At her memorial service, the common theme among our conversations and shared stories was her strength – her strength of spirit; her strength of character; and, her physical strength. She has been known to climb rooftops during hurricanes; rescue children stuck in snowbanks; and armed with only a couple of cans of condensed milk, stop thieves from robbing her store.

Still, every superhero has a weakness.

For my grandmother, I think her weakness was her inability to express her feelings. Well, that’s what I thought two months ago. Let me explain.

My grandmother wasn’t a cry baby. And, she didn’t complain. She kept her emotions of sadness and pain inside. In fact, the only time I ever saw her cry was when her sister-in-law passed away (and that was a shock to my nine-year-old self). All other times, she was successful at hiding her feelings.

In some ways, I’m a bit like that. I often hold my thoughts in and find it difficult to share my true emotions.

That’s a lie.

I could probably win an award for crying on command. I’ve been known to cry during episodes of Fresh Prince of Bel Air.
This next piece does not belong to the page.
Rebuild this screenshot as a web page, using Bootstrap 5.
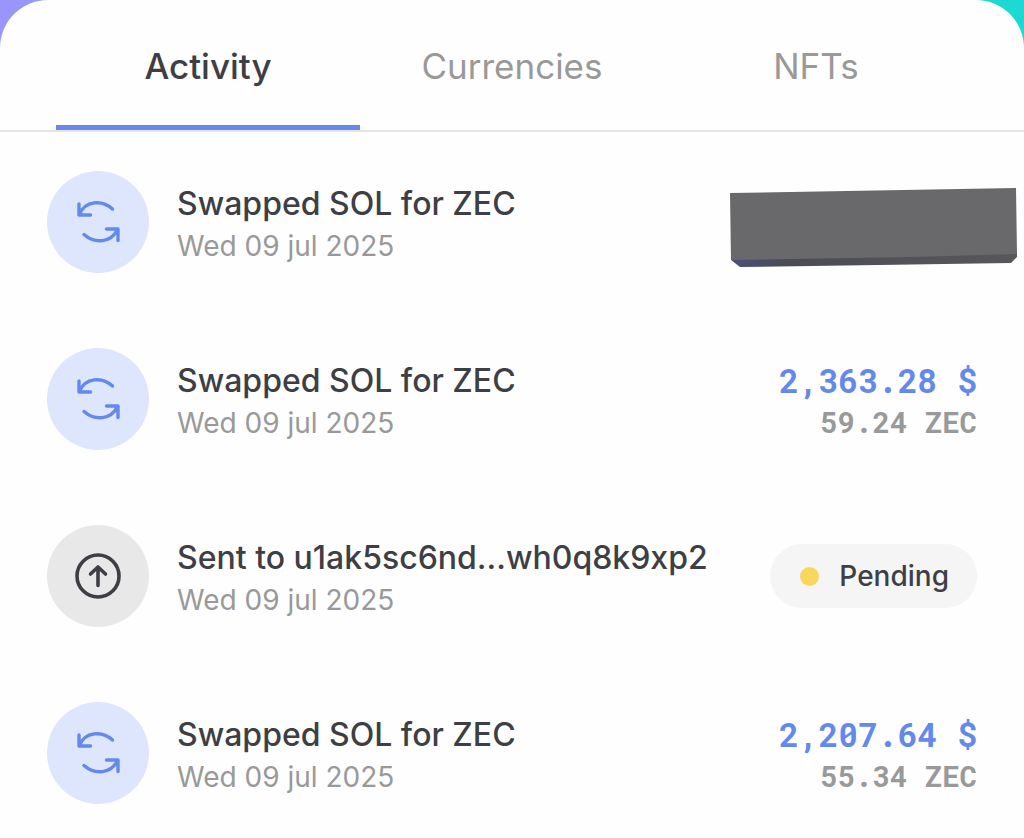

The #1 rule when giving a eulogy

With that in mind, I prepared a “light-hearted” speech for the memorial service. I wanted to tell everyone that my grandmother was like a box of sweet-smelling mangoes. I felt quite prepared to give a tear-free delivery, but was caught off-guard by my suppressed emotions and I shed a few tears.

Again, another lie.

As I started to get emotional, I attempted to hold the crying in. The problem with that, I now realize, is that it will come out in some form or another. You’ve gotta simply let it out. Bawl. Blow your nose. Let the tears flow.
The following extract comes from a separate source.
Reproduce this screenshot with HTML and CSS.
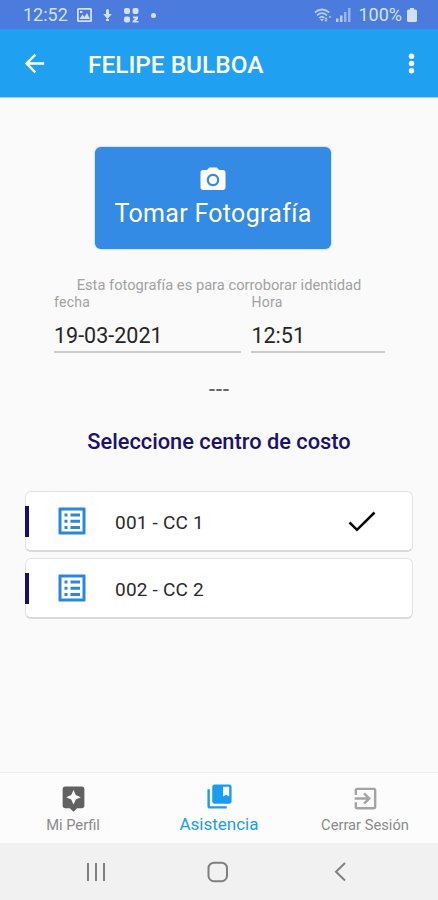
FILE: index.html
```html
<!DOCTYPE html>
<html lang="es">
<head>
<meta charset="utf-8">
<title>Asistencia</title>
<link rel="stylesheet" href="styles.css">
</head>
<body>
<div class="screen">
  <div class="status">
    <span class="status-time">12:52</span>
    <svg class="st-img" width="15" height="14" viewBox="0 0 15 14"><path fill-rule="evenodd" d="M1.500 0h12A1.500 1.500 0 0 1 15 1.500v11a1.500 1.500 0 0 1-1.500 1.500h-12A1.500 1.500 0 0 1 0 12.500v-11A1.500 1.500 0 0 1 1.500 0zM1.800 1.800v10.400h11.400V1.800zM2.500 11l3-4.500 2 2.500 2.500-4 3 6zM3 3h2.400v2H3z"/></svg>
    <svg class="st-mic" width="9" height="14" viewBox="0 0 9 14"><path d="M3 2.500a1.500 1.500 0 0 1 3 0V6h2.800L4.500 11 .2 6H3zM3 11h3v2H3z"/></svg>
    <svg class="st-apps" width="15" height="15" viewBox="0 0 15 15"><rect width="6" height="6" rx="2"/><rect x="8.500" width="6" height="6" rx="2"/><rect y="8.500" width="6" height="6" rx="2"/><path d="M9 8.500h5v2.500l-2 2h2.500v1.500H8.500V13l3-2.500H9z"/></svg>
    <span class="st-dot"></span>
    <span class="spacer"></span>
    <svg class="st-wifi" width="19" height="15" viewBox="0 0 19 15"><g fill="none" stroke="currentColor" stroke-width="1.700"><path d="M.8 4.500Q8 -1.500 15.200 4.500M3 7.300Q8 3 13 7.300M5.300 10Q8 7.500 10.500 10"/></g><path d="M6 11h4l-2 2.500zM12 9l1.800 2.500H10.500zM12 14l-1.500-2h3zM16 7.500l1.500 2h-3z"/></svg>
    <svg class="st-signal" width="15" height="14" viewBox="0 0 15 14"><path d="M0 10.500h2.500V14H0zM4 7.500h2.500V14H4z"/><path opacity=".7" d="M8 4h2.500v10H8zM12 0h2.500v14H12z"/></svg>
    <span class="status-pct">100%</span>
    <svg class="st-bat" width="10" height="14" viewBox="0 0 10 14"><path d="M3 0h4v1.500h1.500A1.500 1.500 0 0 1 10 3v9.500A1.500 1.500 0 0 1 8.500 14h-7A1.500 1.500 0 0 1 0 12.500V3a1.500 1.500 0 0 1 1.500-1.500H3z"/></svg>
  </div>

  <header class="appbar">
    <svg class="back" width="29" height="29" viewBox="0 0 24 24"><path d="M20 11H7.830l5.590-5.590L12 4l-8 8 8 8 1.410-1.410L7.830 13H20z"/></svg>
    <h1>FELIPE BULBOA</h1>
    <svg class="more" width="29" height="29" viewBox="0 0 24 24"><circle cx="12" cy="6" r="2.250"/><circle cx="12" cy="12" r="2.250"/><circle cx="12" cy="18" r="2.250"/></svg>
  </header>

  <main>
    <button class="photo">
      <svg width="30" height="30" viewBox="0 0 24 24"><circle cx="12" cy="12" r="3.200"/><path d="M9 2 7.170 4H4c-1.100 0-2 .9-2 2v12c0 1.100.9 2 2 2h16c1.100 0 2-.9 2-2V6c0-1.100-.9-2-2-2h-3.170L15 2zm3 15c-2.760 0-5-2.240-5-5s2.240-5 5-5 5 2.240 5 5-2.240 5-5 5z"/></svg>
      <span>Tomar Fotografía</span>
    </button>
    <p class="hint">Esta fotografía es para corroborar identidad</p>
    <div class="fields">
      <div class="field date"><label>fecha</label><div class="value">19-03-2021</div></div>
      <div class="field hour"><label>Hora</label><div class="value">12:51</div></div>
    </div>
    <p class="dashes">---</p>
    <h2>Seleccione centro de costo</h2>
    <div class="list">
      <div class="card">
        <i class="mark"></i>
        <svg class="doc" width="28" height="28" viewBox="0 0 28 28"><path fill-rule="evenodd" d="M1.500.5h25a1 1 0 0 1 1 1v25a1 1 0 0 1-1 1h-25a1 1 0 0 1-1-1v-25a1 1 0 0 1 1-1zM3.500 3.500v21h21v-21zM6.500 6.500h3v3h-3zm6 0h9.500v3h-9.500zm-6 6.200h3v3h-3zm6 0h9.500v3h-9.500zm-6 6.200h3v3h-3zm6 0h9.500v3h-9.500z"/></svg>
        <span class="name">001 - CC 1</span>
        <svg class="check" width="28" height="22" viewBox="0 0 28 22"><path d="M1.500 11.500 9 18.800 26.500 1.500" fill="none" stroke="#080808" stroke-width="2.500"/></svg>
      </div>
      <div class="card">
        <i class="mark"></i>
        <svg class="doc" width="28" height="28" viewBox="0 0 28 28"><path fill-rule="evenodd" d="M1.500.5h25a1 1 0 0 1 1 1v25a1 1 0 0 1-1 1h-25a1 1 0 0 1-1-1v-25a1 1 0 0 1 1-1zM3.500 3.500v21h21v-21zM6.500 6.500h3v3h-3zm6 0h9.500v3h-9.500zm-6 6.200h3v3h-3zm6 0h9.500v3h-9.500zm-6 6.200h3v3h-3zm6 0h9.500v3h-9.500z"/></svg>
        <span class="name">002 - CC 2</span>
      </div>
    </div>
  </main>

  <nav class="tabs">
    <div class="tab profile">
      <svg width="29" height="29" viewBox="0 0 24 24"><path d="M19 2H5c-1.100 0-2 .9-2 2v14c0 1.100.9 2 2 2h4l3 3 3-3h4c1.100 0 2-.9 2-2V4c0-1.100-.9-2-2-2zm-5.120 10.880L12 17l-1.880-4.120L6 11l4.120-1.880L12 5l1.880 4.120L18 11z"/></svg>
      <span>Mi Perfil</span>
    </div>
    <div class="tab active">
      <svg width="29" height="29" viewBox="0 0 24 24"><path d="M4 6H2v14c0 1.100.9 2 2 2h14v-2H4zM20 2H8c-1.100 0-2 .9-2 2v12c0 1.100.9 2 2 2h12c1.100 0 2-.9 2-2V4c0-1.100-.9-2-2-2zm0 10-2.500-1.500L15 12V4h5z"/></svg>
      <span>Asistencia</span>
    </div>
    <div class="tab logout">
      <svg width="29" height="29" viewBox="0 0 24 24"><path d="M10.090 15.590 11.500 17l5-5-5-5-1.410 1.410L12.670 11H3v2h9.670zM19 3H5c-1.110 0-2 .9-2 2v4h2V5h14v14H5v-4H3v4c0 1.100.89 2 2 2h14c1.100 0 2-.9 2-2V5c0-1.100-.9-2-2-2z"/></svg>
      <span>Cerrar Sesión</span>
    </div>
  </nav>

  <div class="sysnav">
    <svg width="20" height="20" viewBox="0 0 20 20"><path d="M2 1v18M10 1v18M18 1v18"/></svg>
    <svg width="22" height="22" viewBox="0 0 22 22"><rect x="1.500" y="1.700" width="18.500" height="18.500" rx="5.500"/></svg>
    <svg width="12" height="20" viewBox="0 0 12 20"><path d="M11 1 2 9.800 11 18.500"/></svg>
  </div>
</div>
</body>
</html>
```

FILE: styles.css
```css
* { box-sizing: border-box; }
body, h1, h2, p { margin: 0; }
body { font-family: Roboto, "Liberation Sans", sans-serif; background: #fafafa; }
svg { display: block; flex: none; fill: currentColor; }
span, label, h1, h2, p, .value { white-space: nowrap; }

.screen { width: 438px; height: 900px; display: flex; flex-direction: column; background: #fafafa; overflow: hidden; }

.status { height: 29px; flex: none; background: #4b7bdd; color: #d3e0fa; display: flex; align-items: center; padding: 1px 21px 0 23px; }
.status-time { font-size: 18px; line-height: 28px; }
.st-img { margin-left: 9px; }
.st-mic { margin-left: 11px; }
.st-apps { margin-left: 12px; }
.st-dot { width: 5px; height: 5px; border-radius: 50%; background: currentColor; margin-left: 12px; }
.spacer { flex: 1; }
.st-wifi { opacity: .8; }
.st-signal { margin-left: 3px; opacity: .8; }
.status-pct { font-size: 18px; line-height: 28px; margin-left: 7px; }
.st-bat { margin-left: 5px; }

.appbar { height: 69px; flex: none; background: #1fa0f1; border-bottom: 1px solid #a9cdec; color: #fff; display: flex; align-items: center; padding: 0 12px 0 20px; }
.appbar h1 { flex: 1; margin-left: 39px; font-size: 24.400px; line-height: 28px; font-weight: 500; padding-top: 3px; }

main { flex: 1; padding: 49px 25px 0; display: flex; flex-direction: column; }
.photo { align-self: center; width: 236px; height: 102px; margin-right: 12px; padding: 18px 0 0; border: 0; border-radius: 6px; background: #338be5; color: #fff; font-family: inherit; display: flex; flex-direction: column; align-items: center; box-shadow: 0 0 2px #75b1ee; }
.photo span { font-size: 25px; line-height: 30px; margin-top: 4px; letter-spacing: .3px; }
.hint { align-self: center; margin-top: 28px; font-size: 14.700px; line-height: 17px; color: #a2a2a2; }
.fields { display: flex; gap: 10px; padding: 0 28px 0 29px; }
.date { width: 188px; }
.hour { width: 134px; }
.field label { display: block; font-size: 14px; line-height: 17px; color: #a2a2a2; letter-spacing: .3px; }
.value { height: 42px; padding-top: 12px; font-size: 21.500px; line-height: 26px; color: #252525; border-bottom: 2px solid #cbcbcb; }
.dashes { text-align: center; margin-top: 24px; font-size: 20.500px; line-height: 24px; font-weight: 500; color: #666; }
h2 { text-align: center; margin-top: 27px; font-size: 21.800px; line-height: 28px; font-weight: 500; color: #1b116f; }
.list { margin-top: 35px; display: flex; flex-direction: column; gap: 6px; }
.card { height: 61px; background: #fff; border: 1px solid #e2e2e2; border-bottom: 2px solid #dadada; border-radius: 6px; display: flex; align-items: center; }
.mark { width: 4px; height: 31px; background: #170d70; margin-left: -1px; }
.doc { color: #2b86dc; margin-left: 29px; }
.name { margin-left: 29px; font-size: 19px; line-height: 24px; color: #2a2a2a; padding-top: 3px; letter-spacing: .2px; flex: 1; }
.check { margin: 2px 36px 0 0; }

.tabs { height: 71px; flex: none; border-top: 1px solid #ededed; background: #fcfcfc; display: flex; }
.tab { width: 146px; display: flex; flex-direction: column; align-items: center; padding-top: 11px; color: #8a8a8a; font-size: 14.700px; }
.tab span { line-height: 20px; margin-top: 2px; }
.profile svg { color: #616161; }
.active { color: #1c9cef; font-size: 17px; padding-top: 9px; }
.active span { margin-top: 3px; }
.logout svg { color: #a4a4a4; }

.sysnav { height: 57px; flex: none; background: #f1f1f1; display: flex; align-items: center; padding-left: 86px; }
.sysnav svg { fill: none; stroke: #7f7f7f; stroke-width: 2; }
.sysnav svg + svg { margin-left: 101px; }
.sysnav svg + svg + svg { margin-left: 105px; }
```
But since I tried to stop the crying, I started to hyperventilate and then everything came out in front of 300 people, in the form of a SNORT…amplified throughout the room.
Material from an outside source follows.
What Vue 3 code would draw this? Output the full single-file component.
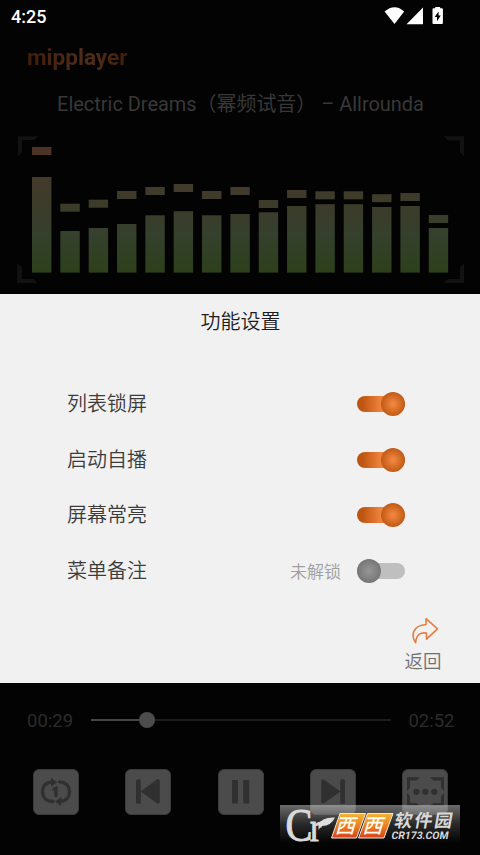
<script setup>
import { ref } from 'vue'

const bars = [
  { peak: 147, top: 177 },
  { peak: 203.7, top: 231 },
  { peak: 199.7, top: 228 },
  { peak: 191, top: 224 },
  { peak: 187, top: 215.3 },
  { peak: 184, top: 211.2 },
  { peak: 191, top: 215.3 },
  { peak: 187, top: 214 },
  { peak: 200, top: 212.3 },
  { peak: 190, top: 206 },
  { peak: 191.3, top: 204.2 },
  { peak: 191.3, top: 204.2 },
  { peak: 194.2, top: 207 },
  { peak: 193, top: 206 },
  { peak: 215, top: 228 },
]
const baseline = 272.6
const barX = (i) => 32 + i * 28.34

const settings = ref([
  { label: '列表锁屏', on: true },
  { label: '启动自播', on: true },
  { label: '屏幕常亮', on: true },
  { label: '菜单备注', on: false, note: '未解锁' },
])
</script>

<template>
  <div class="screen">
    <header class="status">
      <span class="clock">4:25</span>
      <svg class="status-icons" width="60" height="20" viewBox="384 6 60 20">
        <path d="M384.600 11.500Q389.500 7.200 394.500 7.200T404.200 11.500L394.500 24Z" fill="#fff" />
        <path d="M406.500 24.200H423V7.500Z" fill="#fff" />
        <path d="M433.500 8.300h1.800V7h4.800v1.300h1.800q1 0 1 1v13.800q0 1-1 1h-8.400q-1 0-1-1V9.300q0-1 1-1Z" fill="#fff" />
        <path d="M438.600 11.500l-4 5.500h2.400v4.200l3.800-5.700h-2.200Z" fill="#000" />
      </svg>
    </header>
    <h1 class="brand">mipplayer</h1>
    <p class="track">Electric Dreams（幂频试音） – Allrounda</p>

    <svg class="spectrum" width="480" height="168" viewBox="0 126 480 168">
      <defs>
        <linearGradient id="level" gradientUnits="userSpaceOnUse" x1="0" y1="147" x2="0" y2="272">
          <stop offset="0" stop-color="#4d3224" />
          <stop offset=".25" stop-color="#433a2a" />
          <stop offset=".5" stop-color="#3b3c2a" />
          <stop offset=".7" stop-color="#35402d" />
          <stop offset="1" stop-color="#2d401b" />
        </linearGradient>
      </defs>
      <g fill="#121212">
        <path d="M18 136.200H38L34 140H22V152.500L18 156Z" />
        <path d="M464 136.200H444L448 140.500H460V152.500L464 156Z" />
        <path d="M17.200 263L22 267.500V279H33.500L37.500 283H17.200Z" />
        <path d="M464 263.500L460 267.500V279H448L444 283H464Z" />
      </g>
      <g fill="url(#level)">
        <template v-for="(b, i) in bars" :key="i">
          <rect :x="barX(i)" :y="b.peak" width="19.4" height="8" />
          <rect :x="barX(i)" :y="b.top" width="19.4" :height="baseline - b.top" />
        </template>
      </g>
    </svg>

    <main class="panel">
      <h2 class="panel-title">功能设置</h2>
      <ul class="settings">
        <li v-for="s in settings" :key="s.label" class="setting">
          <span class="label">{{ s.label }}</span>
          <span v-if="s.note" class="note">{{ s.note }}</span>
          <button class="switch" :class="{ on: s.on }" @click="!s.note && (s.on = !s.on)">
            <i class="knob"></i>
          </button>
        </li>
      </ul>
      <div class="back">
        <svg width="30" height="30" viewBox="410 616 30 30" fill="none" stroke="#e37f40" stroke-width="1.600" stroke-linejoin="round" stroke-linecap="round">
          <path d="M427 618.700L438.500 628.800L427.500 639.200V633C421.500 632.200 417.300 634.500 416.600 642.700C411.500 635 414 625.500 427 624.500Z" />
        </svg>
        <span>返回</span>
      </div>
    </main>

    <footer class="player">
      <div class="progress">
        <span class="time">00:29</span>
        <div class="seek"><i class="played"></i><i class="thumb"></i><i class="rest"></i></div>
        <span class="time">02:52</span>
      </div>
      <div class="controls">
        <button class="control">
          <svg viewBox="0 0 46 46">
            <g fill="none" stroke="#303030" stroke-width="3.300" stroke-linecap="round">
              <path d="M19.500 12.800C12 13.500 9.500 18 9.500 22.500C9.500 29 14 32.500 20 32.500" />
              <path d="M26.500 12.800C33 13.300 36.500 17.500 36.500 22.500C36.500 27.500 33.500 32 27.500 32.300" />
            </g>
            <path d="M18 8.800L24.300 13.600L18 17.500ZM28.500 28L22 32.500L28 37Z" fill="#303030" />
            <path d="M19 20.500Q20 18 24.700 17V27.500Q23 29 21.200 27.500V21.500Q19.500 22.500 19 20.500Z" fill="#303030" />
          </svg>
        </button>
        <button class="control">
          <svg viewBox="0 0 46 46" fill="#303030">
            <rect x="11" y="10.200" width="4.800" height="24.500" rx="1.500" />
            <path d="M15.500 22.500L32 10.600Q34.800 9.500 34.800 12.500V32.500Q34.800 35 32 34.200Z" />
          </svg>
        </button>
        <button class="control">
          <svg viewBox="0 0 46 46" fill="#303030">
            <rect x="14" y="11" width="6" height="23.500" rx=".8" />
            <rect x="25.200" y="11" width="6" height="23.500" rx=".8" />
          </svg>
        </button>
        <button class="control">
          <svg viewBox="0 0 46 46" fill="#303030">
            <path d="M30.500 22.500L14 10.800Q11.200 9.500 11.200 12.500V32.500Q11.200 35 14 34.200Z" />
            <rect x="30.200" y="10.200" width="4.800" height="24.500" rx="1.500" />
          </svg>
        </button>
        <button class="control">
          <svg viewBox="0 0 46 46" fill="#303030">
            <path d="M5 8.300H18L14.500 11.500H8V19L5 22ZM28 8.300H42V22L39 19V11.500H31.500ZM5 24L8 27V34H14.500L18 37H5ZM42 24L39 27V34H31.500L28 37H42Z" />
            <circle cx="14.400" cy="22.800" r="3.100" />
            <circle cx="23.400" cy="22.800" r="3.100" />
            <circle cx="32.400" cy="22.800" r="3.100" />
          </svg>
        </button>
      </div>
    </footer>

    <div class="watermark">
      <svg width="180" height="38" viewBox="0 0 180 38">
        <defs>
          <linearGradient id="fire" x1="0" y1="0" x2="0" y2="1">
            <stop offset="0" stop-color="#f2b436" />
            <stop offset=".5" stop-color="#ea8224" />
            <stop offset="1" stop-color="#d5411c" />
          </linearGradient>
        </defs>
        <g transform="translate(5.5 35.5) scale(.86 1)">
          <text class="mark-cr" x="0" y="0" fill="#dadada">C<tspan class="mark-r">r</tspan></text>
        </g>
        <path d="M38.500 20Q41 12 55 12.500Q51 21 42 21Q40 22 38.500 25Z" fill="#dedede" />
        <g stroke="#f3e7d9" stroke-width="1" fill="url(#fire)">
          <path d="M60 8.500H85.500L76.500 33H51.500Z" />
          <path d="M87.500 8.500H113L104 33H78.500Z" />
        </g>
        <g transform="skewX(-16)" fill="#fff8ec">
          <text class="mark-xi" x="63" y="28.500">西</text>
          <text class="mark-xi" x="90.500" y="28.500">西</text>
        </g>
        <g transform="skewX(-10)" fill="#d9d9d9">
          <text class="mark-name" x="117.500" y="22.500" textLength="58">软件园</text>
          <text class="mark-url" x="117" y="34" textLength="57" lengthAdjust="spacingAndGlyphs">CR173.COM</text>
        </g>
      </svg>
    </div>
  </div>
</template>

<style>
body {
  margin: 0;
  background: #030303;
}
</style>

<style scoped>
.screen {
  position: relative;
  width: 480px;
  height: 855px;
  overflow: hidden;
  background: #030303;
  font-family: Roboto, "Noto Sans CJK SC", sans-serif;
  display: flex;
  flex-direction: column;
}
.status {
  height: 32px;
  flex: none;
  display: flex;
  align-items: center;
  justify-content: space-between;
  padding: 0 36px 0 11px;
  box-sizing: border-box;
}
.clock {
  color: #fff;
  font-size: 18px;
  font-weight: 500;
  line-height: 32px;
  padding-top: 2px;
}
.brand {
  margin: 0;
  height: 50px;
  flex: none;
  padding-left: 27px;
  font-size: 22.600px;
  font-weight: 700;
  line-height: 51px;
  width: max-content;
  background: linear-gradient(90deg, #401e0a 27px, #502e1b 70%, #401e0a);
  background-clip: text;
  color: transparent;
}
.track {
  margin: 0;
  height: 44px;
  flex: none;
  line-height: 44px;
  font-size: 19.950px;
  text-align: center;
  color: #383838;
  white-space: pre;
  padding-left: 1px;
}
.spectrum {
  display: block;
  flex: none;
}
.panel {
  height: 389px;
  flex: none;
  background: #f1f1f1;
  display: flex;
  flex-direction: column;
}
.panel-title {
  margin: 0;
  height: 55px;
  line-height: 57px;
  text-align: center;
  font-size: 20px;
  font-weight: 350;
  color: #1c1c1c;
  padding-left: 1px;
}
.settings {
  list-style: none;
  margin: 0;
  padding: 27px 75px 0 67px;
}
.setting {
  height: 55.700px;
  display: flex;
  align-items: center;
}
.label {
  flex: 1;
  font-size: 20px;
  font-weight: 350;
  line-height: 28px;
  color: #3c3c3c;
}
.note {
  font-size: 17px;
  font-weight: 350;
  color: #a0a0a0;
  margin-right: 16px;
}
.switch {
  width: 48px;
  height: 16px;
  padding: 0;
  border: 0;
  border-radius: 8px;
  background: #bfbfbf;
  display: flex;
  align-items: center;
}
.switch.on {
  background: linear-gradient(90deg, #bd5410 10%, #ee813b 48%);
  justify-content: flex-end;
}
.knob {
  width: 24px;
  height: 24px;
  flex: none;
  border-radius: 50%;
  background: radial-gradient(circle, #929292 10%, #757575 72%);
}
.on .knob {
  background: radial-gradient(circle, #ef833d 10%, #bf5914 72%);
}
.back {
  align-self: flex-end;
  width: 38px;
  margin: 17px 38px 0 0;
  display: flex;
  flex-direction: column;
  align-items: center;
  font-size: 18.500px;
  font-weight: 350;
  line-height: 32px;
  color: #707070;
  white-space: nowrap;
}
.back svg {
  margin-left: 2px;
}
.player {
  flex: 1;
  display: flex;
  flex-direction: column;
}
.progress {
  height: 74px;
  display: flex;
  align-items: center;
  justify-content: space-between;
  padding: 0 25.500px 0 27px;
}
.time {
  font-size: 18.500px;
  line-height: 22px;
  padding-top: 1px;
  color: #2b2b2b;
}
.seek {
  width: 300px;
  display: flex;
  align-items: center;
}
.played {
  width: 48px;
  height: 2px;
  background: #454545;
}
.thumb {
  width: 16px;
  height: 16px;
  border-radius: 50%;
  background: #4c4c4c;
}
.rest {
  flex: 1;
  height: 2px;
  background: #1c1c1c;
}
.controls {
  display: flex;
  justify-content: space-between;
  padding: 12px 32px 0 33px;
}
.control {
  width: 46px;
  height: 46px;
  padding: 0;
  border: 1px solid #3b3b3b;
  border-radius: 6px;
  background: #4b4b4b;
  box-sizing: border-box;
}
.control svg {
  display: block;
  width: 46px;
  height: 46px;
  margin: -1px;
}
.watermark {
  position: absolute;
  left: 280px;
  top: 805px;
  width: 180px;
  height: 38px;
  background: linear-gradient(rgba(210, 210, 210, .5), rgba(80, 80, 80, .5) 50%, rgba(3, 3, 3, .9));
}
.watermark svg {
  display: block;
  overflow: visible;
}
.mark-cr {
  font: 400 47px "Liberation Serif", serif;
  letter-spacing: -3px;
  stroke: #dadada;
  stroke-width: 1px;
}
.mark-r {
  font-size: 40px;
}
.mark-xi {
  font: 500 20px "Noto Sans CJK SC", sans-serif;
}
.mark-name {
  font: 700 18px "Noto Sans CJK SC", sans-serif;
}
.mark-url {
  font: 700 10.500px Roboto, sans-serif;
}
</style>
I can’t express to you how mortified I felt. Add to that my ugly cry face and I was quite embarrassed. However, since it was a memorial service, no one laughed or even mentioned it. It’s an unwritten rule.

My own superpower revealed

After the memorial service, as I replayed the embarrassing details of my speech over and over in my head, as though that would lessen the sting, I realized that I actually have a superpower. I have the power to make people feel, with such intensity, that they are physically weakened.

My snorts. My tears. My trembling lips. They all give me the power to bring a 200-pound, grown man to tears.  And although my vulnerability and honesty could never stop a bullet, I am able to touch someone’s heart.

More than just an anecdote

It’s been a little more than two months since she passed away, but I still get teary eyed when I think about her in the hospital. I wanted to write this piece because I often used her “character” in my posts. This story, however, was meant to show that she was more than just a humorous anecdote. And so this whole writing process allowed me to reflect. It made me realize that she spent most of her life taking care of other people. And, that’s the reason she didn’t show her feelings; she was too busy taking care of other people…being strong for others. She wanted to be strong for us.

Even at the end, when she was at her weakest point, she was her strongest. I held her hand, something I hadn’t dograndmotherne since I was a little girl. She looked at me and said, “I’m okay. I’m okay.” And so I left the hospital thinking I would see her at home soon. But, she passed away the next day.

Our very own

It took me a long time to finish this post. It’s been one of the most challenging and tear-filled posts I’ve written. But it’s helped me to let it all out. Bawl. Blow my nose. Let the tears flow.

My grandmother will live on in our hearts. She will always be our very own superhero.